***** Entries supplied

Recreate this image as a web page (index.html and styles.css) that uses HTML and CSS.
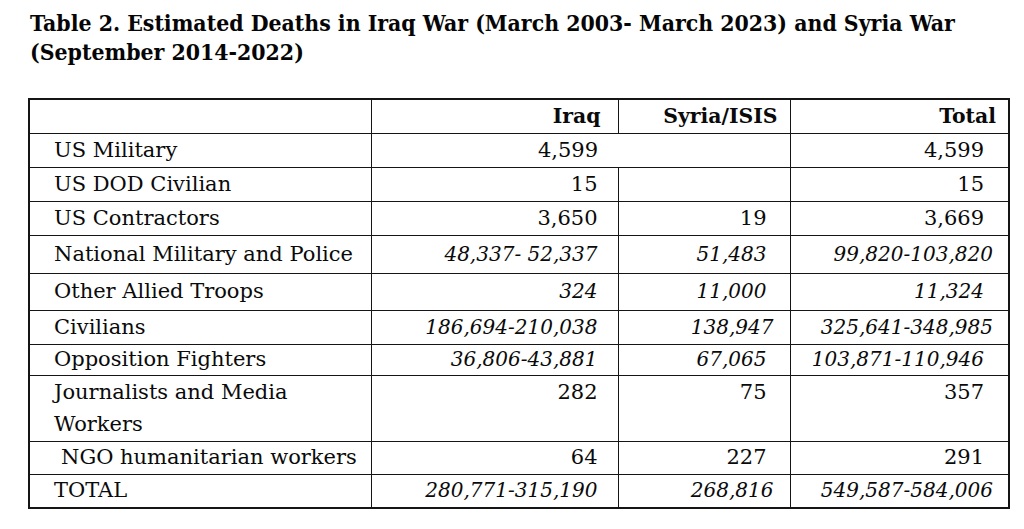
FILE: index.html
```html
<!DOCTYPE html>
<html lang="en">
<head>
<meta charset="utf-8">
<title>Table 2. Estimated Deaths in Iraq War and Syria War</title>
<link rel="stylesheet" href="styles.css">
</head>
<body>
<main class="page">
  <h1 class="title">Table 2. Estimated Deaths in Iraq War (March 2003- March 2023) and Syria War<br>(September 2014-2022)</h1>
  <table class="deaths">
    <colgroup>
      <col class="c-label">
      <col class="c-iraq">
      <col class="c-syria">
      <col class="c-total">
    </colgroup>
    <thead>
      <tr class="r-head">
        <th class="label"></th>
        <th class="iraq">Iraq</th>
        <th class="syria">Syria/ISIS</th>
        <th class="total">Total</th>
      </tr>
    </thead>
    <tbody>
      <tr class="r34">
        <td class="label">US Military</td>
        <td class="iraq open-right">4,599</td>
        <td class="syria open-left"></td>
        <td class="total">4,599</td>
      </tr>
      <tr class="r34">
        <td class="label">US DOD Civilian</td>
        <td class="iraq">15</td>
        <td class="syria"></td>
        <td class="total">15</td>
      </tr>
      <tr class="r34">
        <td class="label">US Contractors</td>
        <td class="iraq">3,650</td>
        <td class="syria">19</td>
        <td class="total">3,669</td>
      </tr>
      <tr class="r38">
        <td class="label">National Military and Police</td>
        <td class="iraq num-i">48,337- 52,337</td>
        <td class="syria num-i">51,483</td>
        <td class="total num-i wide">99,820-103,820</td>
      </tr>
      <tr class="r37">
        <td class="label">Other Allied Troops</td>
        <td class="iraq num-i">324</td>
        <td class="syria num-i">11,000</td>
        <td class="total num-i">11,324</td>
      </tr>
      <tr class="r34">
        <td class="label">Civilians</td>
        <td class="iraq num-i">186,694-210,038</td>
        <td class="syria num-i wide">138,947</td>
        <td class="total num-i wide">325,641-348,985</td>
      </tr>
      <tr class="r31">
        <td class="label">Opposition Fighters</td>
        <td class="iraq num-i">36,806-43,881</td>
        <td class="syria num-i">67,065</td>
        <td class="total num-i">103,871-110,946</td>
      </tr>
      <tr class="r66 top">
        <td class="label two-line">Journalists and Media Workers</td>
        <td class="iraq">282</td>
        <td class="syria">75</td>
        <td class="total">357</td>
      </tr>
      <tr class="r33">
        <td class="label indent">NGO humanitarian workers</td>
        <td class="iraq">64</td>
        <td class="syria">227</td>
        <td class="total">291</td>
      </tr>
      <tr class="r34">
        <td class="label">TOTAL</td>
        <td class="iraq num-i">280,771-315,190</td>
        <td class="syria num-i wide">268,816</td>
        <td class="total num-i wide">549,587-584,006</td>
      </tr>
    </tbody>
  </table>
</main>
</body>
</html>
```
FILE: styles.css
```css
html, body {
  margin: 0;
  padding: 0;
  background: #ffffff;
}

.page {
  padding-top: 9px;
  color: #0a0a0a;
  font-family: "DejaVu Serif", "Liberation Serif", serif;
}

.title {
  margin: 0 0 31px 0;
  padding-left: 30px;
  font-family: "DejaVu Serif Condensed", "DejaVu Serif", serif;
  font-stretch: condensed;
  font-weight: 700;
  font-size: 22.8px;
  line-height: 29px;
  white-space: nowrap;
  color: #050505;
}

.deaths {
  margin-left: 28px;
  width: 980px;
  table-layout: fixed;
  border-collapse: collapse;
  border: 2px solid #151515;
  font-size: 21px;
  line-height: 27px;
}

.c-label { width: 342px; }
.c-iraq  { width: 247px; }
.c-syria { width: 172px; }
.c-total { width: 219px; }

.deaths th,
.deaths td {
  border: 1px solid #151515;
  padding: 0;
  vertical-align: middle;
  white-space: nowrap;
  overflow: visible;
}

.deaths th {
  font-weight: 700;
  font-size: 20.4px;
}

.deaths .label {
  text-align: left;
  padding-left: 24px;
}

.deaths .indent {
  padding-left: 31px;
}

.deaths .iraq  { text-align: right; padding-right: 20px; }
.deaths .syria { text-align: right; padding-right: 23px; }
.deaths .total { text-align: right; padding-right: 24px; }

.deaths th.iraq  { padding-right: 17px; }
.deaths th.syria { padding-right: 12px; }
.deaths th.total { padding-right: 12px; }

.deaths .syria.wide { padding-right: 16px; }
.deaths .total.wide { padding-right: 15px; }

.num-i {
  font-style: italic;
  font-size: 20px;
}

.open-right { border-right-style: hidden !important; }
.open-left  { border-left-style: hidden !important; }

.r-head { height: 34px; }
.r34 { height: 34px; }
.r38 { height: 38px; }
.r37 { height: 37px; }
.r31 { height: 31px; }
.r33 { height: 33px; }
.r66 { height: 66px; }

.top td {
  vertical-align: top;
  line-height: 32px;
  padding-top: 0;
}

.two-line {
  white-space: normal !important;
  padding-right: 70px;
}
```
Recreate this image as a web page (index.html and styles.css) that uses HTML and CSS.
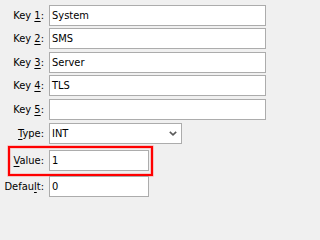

**********

▸ Task description: Omit every image. Quote each record exactly.

▸ Problem solution:
Recreate this image as a web page (index.html and styles.css) that uses HTML and CSS.
FILE: index.html
```html
<!DOCTYPE html>
<html lang="en">
<head>
<meta charset="utf-8">
<title>Table 2. Estimated Deaths in Iraq War and Syria War</title>
<link rel="stylesheet" href="styles.css">
</head>
<body>
<main class="page">
  <h1 class="title">Table 2. Estimated Deaths in Iraq War (March 2003- March 2023) and Syria War<br>(September 2014-2022)</h1>
  <table class="deaths">
    <colgroup>
      <col class="c-label">
      <col class="c-iraq">
      <col class="c-syria">
      <col class="c-total">
    </colgroup>
    <thead>
      <tr class="r-head">
        <th class="label"></th>
        <th class="iraq">Iraq</th>
        <th class="syria">Syria/ISIS</th>
        <th class="total">Total</th>
      </tr>
    </thead>
    <tbody>
      <tr class="r34">
        <td class="label">US Military</td>
        <td class="iraq open-right">4,599</td>
        <td class="syria open-left"></td>
        <td class="total">4,599</td>
      </tr>
      <tr class="r34">
        <td class="label">US DOD Civilian</td>
        <td class="iraq">15</td>
        <td class="syria"></td>
        <td class="total">15</td>
      </tr>
      <tr class="r34">
        <td class="label">US Contractors</td>
        <td class="iraq">3,650</td>
        <td class="syria">19</td>
        <td class="total">3,669</td>
      </tr>
      <tr class="r38">
        <td class="label">National Military and Police</td>
        <td class="iraq num-i">48,337- 52,337</td>
        <td class="syria num-i">51,483</td>
        <td class="total num-i wide">99,820-103,820</td>
      </tr>
      <tr class="r37">
        <td class="label">Other Allied Troops</td>
        <td class="iraq num-i">324</td>
        <td class="syria num-i">11,000</td>
        <td class="total num-i">11,324</td>
      </tr>
      <tr class="r34">
        <td class="label">Civilians</td>
        <td class="iraq num-i">186,694-210,038</td>
        <td class="syria num-i wide">138,947</td>
        <td class="total num-i wide">325,641-348,985</td>
      </tr>
      <tr class="r31">
        <td class="label">Opposition Fighters</td>
        <td class="iraq num-i">36,806-43,881</td>
        <td class="syria num-i">67,065</td>
        <td class="total num-i">103,871-110,946</td>
      </tr>
      <tr class="r66 top">
        <td class="label two-line">Journalists and Media Workers</td>
        <td class="iraq">282</td>
        <td class="syria">75</td>
        <td class="total">357</td>
      </tr>
      <tr class="r33">
        <td class="label indent">NGO humanitarian workers</td>
        <td class="iraq">64</td>
        <td class="syria">227</td>
        <td class="total">291</td>
      </tr>
      <tr class="r34">
        <td class="label">TOTAL</td>
        <td class="iraq num-i">280,771-315,190</td>
        <td class="syria num-i wide">268,816</td>
        <td class="total num-i wide">549,587-584,006</td>
      </tr>
    </tbody>
  </table>
</main>
</body>
</html>
```
FILE: styles.css
```css
html, body {
  margin: 0;
  padding: 0;
  background: #ffffff;
}

.page {
  padding-top: 9px;
  color: #0a0a0a;
  font-family: "DejaVu Serif", "Liberation Serif", serif;
}

.title {
  margin: 0 0 31px 0;
  padding-left: 30px;
  font-family: "DejaVu Serif Condensed", "DejaVu Serif", serif;
  font-stretch: condensed;
  font-weight: 700;
  font-size: 22.8px;
  line-height: 29px;
  white-space: nowrap;
  color: #050505;
}

.deaths {
  margin-left: 28px;
  width: 980px;
  table-layout: fixed;
  border-collapse: collapse;
  border: 2px solid #151515;
  font-size: 21px;
  line-height: 27px;
}

.c-label { width: 342px; }
.c-iraq  { width: 247px; }
.c-syria { width: 172px; }
.c-total { width: 219px; }

.deaths th,
.deaths td {
  border: 1px solid #151515;
  padding: 0;
  vertical-align: middle;
  white-space: nowrap;
  overflow: visible;
}

.deaths th {
  font-weight: 700;
  font-size: 20.4px;
}

.deaths .label {
  text-align: left;
  padding-left: 24px;
}

.deaths .indent {
  padding-left: 31px;
}

.deaths .iraq  { text-align: right; padding-right: 20px; }
.deaths .syria { text-align: right; padding-right: 23px; }
.deaths .total { text-align: right; padding-right: 24px; }

.deaths th.iraq  { padding-right: 17px; }
.deaths th.syria { padding-right: 12px; }
.deaths th.total { padding-right: 12px; }

.deaths .syria.wide { padding-right: 16px; }
.deaths .total.wide { padding-right: 15px; }

.num-i {
  font-style: italic;
  font-size: 20px;
}

.open-right { border-right-style: hidden !important; }
.open-left  { border-left-style: hidden !important; }

.r-head { height: 34px; }
.r34 { height: 34px; }
.r38 { height: 38px; }
.r37 { height: 37px; }
.r31 { height: 31px; }
.r33 { height: 33px; }
.r66 { height: 66px; }

.top td {
  vertical-align: top;
  line-height: 32px;
  padding-top: 0;
}

.two-line {
  white-space: normal !important;
  padding-right: 70px;
}
```
Recreate this image as a web page (index.html and styles.css) that uses HTML and CSS.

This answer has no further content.